Two of the most delightful chapters take conservatives to
task for their bogus populism and phony moralizing. By way
of example, Conason offers our current commando-in-chief,
who has famously repudiated his patrician past (the elite
New England boarding school, the white-boy affirmative action
to Yale and Harvard B-School) in favor of a salt-of-the-Texas-earth
routine. Conason also sticks similar charges to Ann Coulter
and Rush Limbaugh, both of whom rake in millions by demonizing
big-city liberal elites and romanticizing the suburban common
man. And where do these millionaire media moguls reside?
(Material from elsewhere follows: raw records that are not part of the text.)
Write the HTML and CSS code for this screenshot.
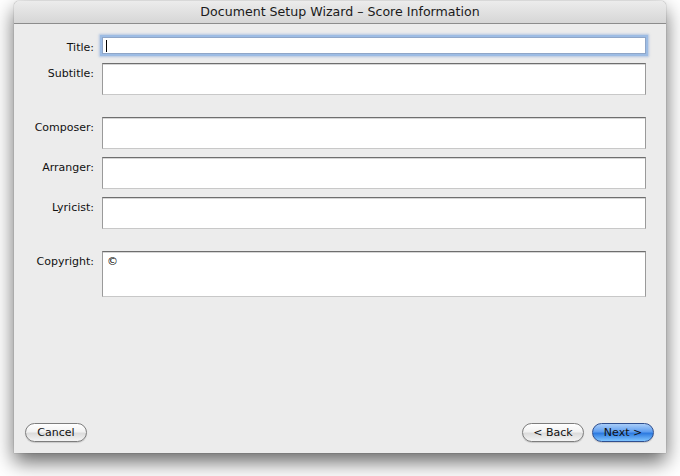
FILE: index.html
```html
<!DOCTYPE html>
<html lang="en">
<head>
    <meta charset="UTF-8">
    <title>Document Setup Wizard</title>
    <link rel="stylesheet" href="styles.css">
</head>
<body>
    <div class="window">
        <div class="title-bar">Document Setup Wizard – Score Information</div>
        <div class="window-body">
            <div class="form">
                <div class="row">
                    <label class="label">Title:</label>
                    <div class="field field-focus"><span class="caret"></span></div>
                </div>
                <div class="row">
                    <label class="label">Subtitle:</label>
                    <div class="field field-tall"></div>
                </div>
                <div class="row group-start">
                    <label class="label">Composer:</label>
                    <div class="field field-tall"></div>
                </div>
                <div class="row">
                    <label class="label">Arranger:</label>
                    <div class="field field-tall"></div>
                </div>
                <div class="row">
                    <label class="label">Lyricist:</label>
                    <div class="field field-tall"></div>
                </div>
                <div class="row group-start">
                    <label class="label">Copyright:</label>
                    <div class="field field-big">©</div>
                </div>
            </div>
            <div class="buttons">
                <button class="btn">Cancel</button>
                <div class="nav-buttons">
                    <button class="btn">&lt; Back</button>
                    <button class="btn btn-default">Next &gt;</button>
                </div>
            </div>
        </div>
    </div>
</body>
</html>
```

FILE: styles.css
```css
* {
    margin: 0;
    padding: 0;
    box-sizing: border-box;
}

body {
    background: #ffffff;
    font-family: "DejaVu Sans", "Lucida Grande", sans-serif;
    width: 680px;
    height: 476px;
    overflow: hidden;
    padding: 1px 14px 0 14px;
}

.window {
    width: 652px;
    height: 452px;
    background: #ececec;
    border-radius: 5px 5px 0 0;
    box-shadow: 0 9px 20px rgba(0,0,0,0.6), 0 0 1px rgba(0,0,0,0.6);
    display: flex;
    flex-direction: column;
}

.title-bar {
    height: 23px;
    line-height: 22px;
    text-align: center;
    font-size: 12.6px;
    color: #1a1a1a;
    background: linear-gradient(#ececec, #d6d6d6);
    border-bottom: 1px solid #8c8c8c;
    border-radius: 5px 5px 0 0;
}

.window-body {
    flex: 1;
    display: flex;
    flex-direction: column;
    justify-content: space-between;
    padding: 13px 20px 11px 11px;
}

.form {
    display: flex;
    flex-direction: column;
    gap: 8px;
}

.row {
    display: grid;
    grid-template-columns: 69px 1fr;
    column-gap: 8px;
    align-items: start;
}

.row.group-start {
    margin-top: 14px;
}

.label {
    font-size: 11px;
    color: #111;
    text-align: right;
    padding-top: 4px;
}

.field {
    background: #fff;
    border: 1px solid #9a9a9a;
    border-top-color: #6e6e6e;
    border-bottom-color: #c8c8c8;
    box-shadow: inset 0 1px 0 #d6d6d6;
    font-size: 11px;
    padding: 3px 4px;
}

.field-focus {
    height: 17px;
    margin-bottom: 1px;
    border-color: #8fa6c8;
    box-shadow: 0 0 0 2px #9dbce4, 0 0 2px 3px rgba(120,160,215,0.5);
    padding: 2px 3px;
}

.caret {
    display: block;
    width: 1px;
    height: 12px;
    background: #000;
}

.field-tall {
    height: 32px;
}

.field-big {
    height: 46px;
}

.buttons {
    display: flex;
    justify-content: space-between;
    align-items: center;
}

.nav-buttons {
    display: flex;
    gap: 8px;
    margin-right: -8px;
}

.btn {
    width: 62px;
    height: 19px;
    border-radius: 10px;
    border: 1px solid #7d7d7d;
    background: linear-gradient(#ffffff 0%, #f2f2f2 45%, #dcdcdc 55%, #f4f4f4 100%);
    font-family: "DejaVu Sans", "Lucida Grande", sans-serif;
    font-size: 11px;
    color: #111;
    box-shadow: 0 1px 1px rgba(0,0,0,0.15);
}

.btn-default {
    border-color: #2f4f8f;
    background: linear-gradient(#a9cdf8 0%, #5f9ef0 45%, #2e7be0 55%, #7fc4ff 100%);
}
```
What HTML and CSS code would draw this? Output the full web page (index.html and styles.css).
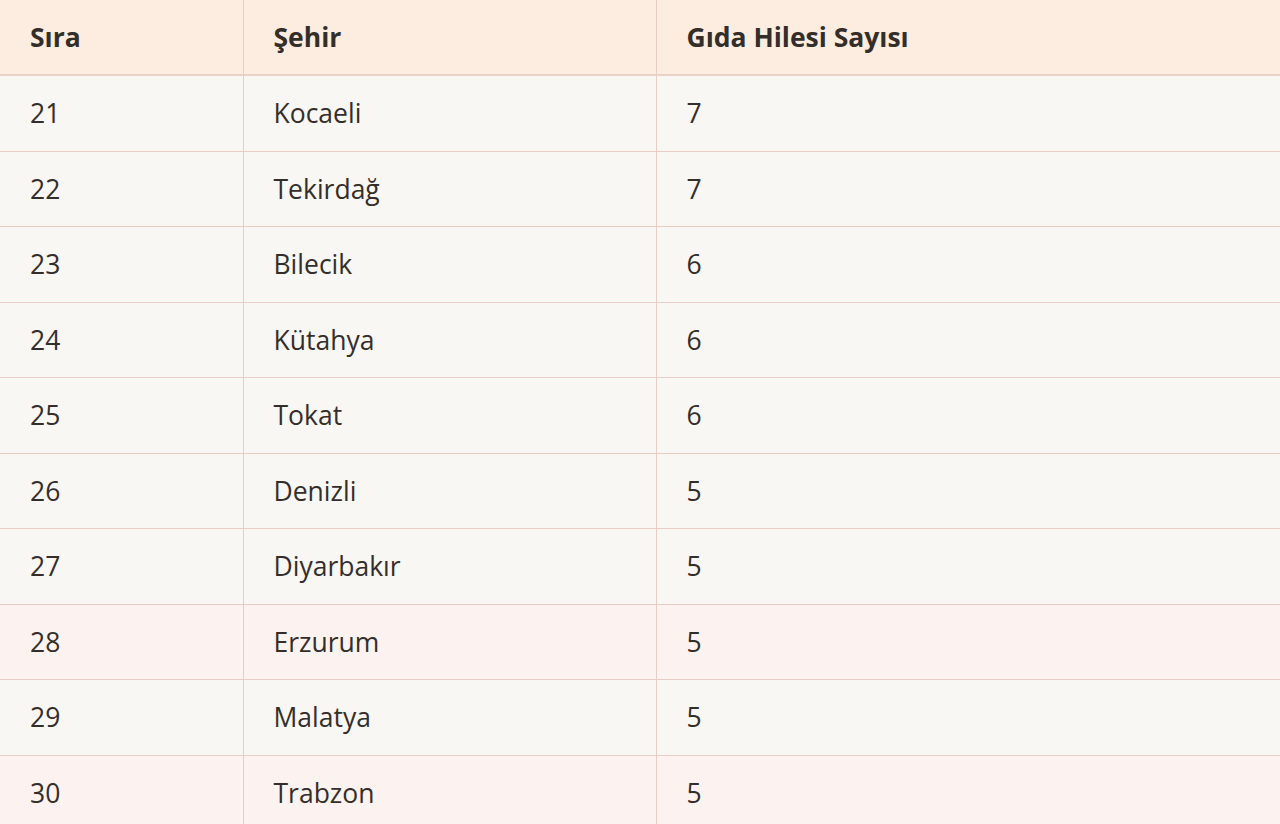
FILE: index.html
```html
<!DOCTYPE html>
<html lang="tr">
<head>
<meta charset="utf-8">
<link rel="stylesheet" href="styles.css">
</head>
<body>
<table class="tbl">
  <colgroup>
    <col class="c1"><col class="c2"><col class="c3">
  </colgroup>
  <thead>
    <tr class="head"><th>Sıra</th><th>Şehir</th><th>Gıda Hilesi Sayısı</th></tr>
  </thead>
  <tbody>
    <tr><td>21</td><td>Kocaeli</td><td>7</td></tr>
    <tr><td>22</td><td>Tekirdağ</td><td>7</td></tr>
    <tr><td>23</td><td>Bilecik</td><td>6</td></tr>
    <tr><td>24</td><td>Kütahya</td><td>6</td></tr>
    <tr><td>25</td><td>Tokat</td><td>6</td></tr>
    <tr><td>26</td><td>Denizli</td><td>5</td></tr>
    <tr><td>27</td><td>Diyarbakır</td><td>5</td></tr>
    <tr class="pink"><td>28</td><td>Erzurum</td><td>5</td></tr>
    <tr><td>29</td><td>Malatya</td><td>5</td></tr>
    <tr class="pink"><td>30</td><td>Trabzon</td><td>5</td></tr>
  </tbody>
</table>
</body>
</html>
```
FILE: styles.css
```css
html, body {
  margin: 0;
  padding: 0;
  background: #f9f7f4;
  overflow: hidden;
}
.tbl {
  width: 1280px;
  border-collapse: collapse;
  table-layout: fixed;
  font-family: "Open Sans", "Liberation Sans", sans-serif;
  color: #342e2b;
  font-size: 26.5px;
}
.c1 { width: 243px; }
.c2 { width: 413px; }
.tbl th, .tbl td {
  text-align: left;
  padding: 0 0 0 30px;
  line-height: 1;
  border-right: 1px solid #e6cdc5;
  border-bottom: 1px solid #e8cdc4;
}
.tbl th:last-child, .tbl td:last-child { border-right: none; }
.head th {
  height: 74px;
  background: #fdede0;
  font-weight: 700;
  border-bottom: 2px solid #ebd0c6;
}
.tbl td {
  height: 74.5px;
  background: #f9f7f4;
}
.tbl tr.pink td { background: #fcf3f0; }
```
Liberal
Manhattan.
While Conason shoots down canards like a deft sniper, he never
acknowledges that these “big lies” are buried beneath the
surface of political discourse and not deployed in the more
subtle crossfire of day-to-day wrangling. Sure, a blowhard
blogger like Andrew Sullivan might suggest, as he famously
did after 9/11, that coastal liberals constitute an anti-American
“fifth column,” but real influence peddlers don’t engage in
the same type of public smack-talking.
Conason also fails to make important distinctions. For instance,
he repeatedly references influential conservative thinkers
like Karl Rove, Paul Wolfowitz, and William Kristol in the
same breath as blowhard pundits like Coulter and company.
To Conason, the right is simply the right—which isn’t quite
right.
Another example of Big Lies’ small vision is its unwillingness
to hold liberals accountable for the state of contemporary
liberalism. If you haven’t heard, this manifests itself in
less than a third of Americans identifying themselves as Democrats.
According to Clinton’s pollster Mark Penn, the Dems haven’t
been in such a sorry state since before the New Deal. But
in the world of wind-up-toy Joe, this isn’t the result of
the party’s failure to articulate a platform more distinguishable
than “we’re not Republicans” or Bill Clinton’s shucking liberal
concerns for centrist booty. Nope, it’s all about blaming
the GOP. Though he resorts to trite disclaimers (not all
Republicans are: racist, homophobic, corporate lackeys, baby
killers . . . ) his failure to look inward is an act of staggering
partisanship that serves to discredit his effort.
As a weekly columnist, Conason does a great job of exposing
the peccadilloes of our current administration. However, at
book length he’s redundant and boring. Had this book been
titled An Encyclopedia of Republican Malfeasance 1854-Present,
than perhaps it might pass without comment, as most nonsavants
don’t feel compelled to read reference books cover to cover.
For those who worship at what the New York Press’s
Matt Taibbi calls “the church of lefty self congratulation,”
perhaps Big Lies offers solace in a time of Republican
rule. What it offers the rest of us is less obvious.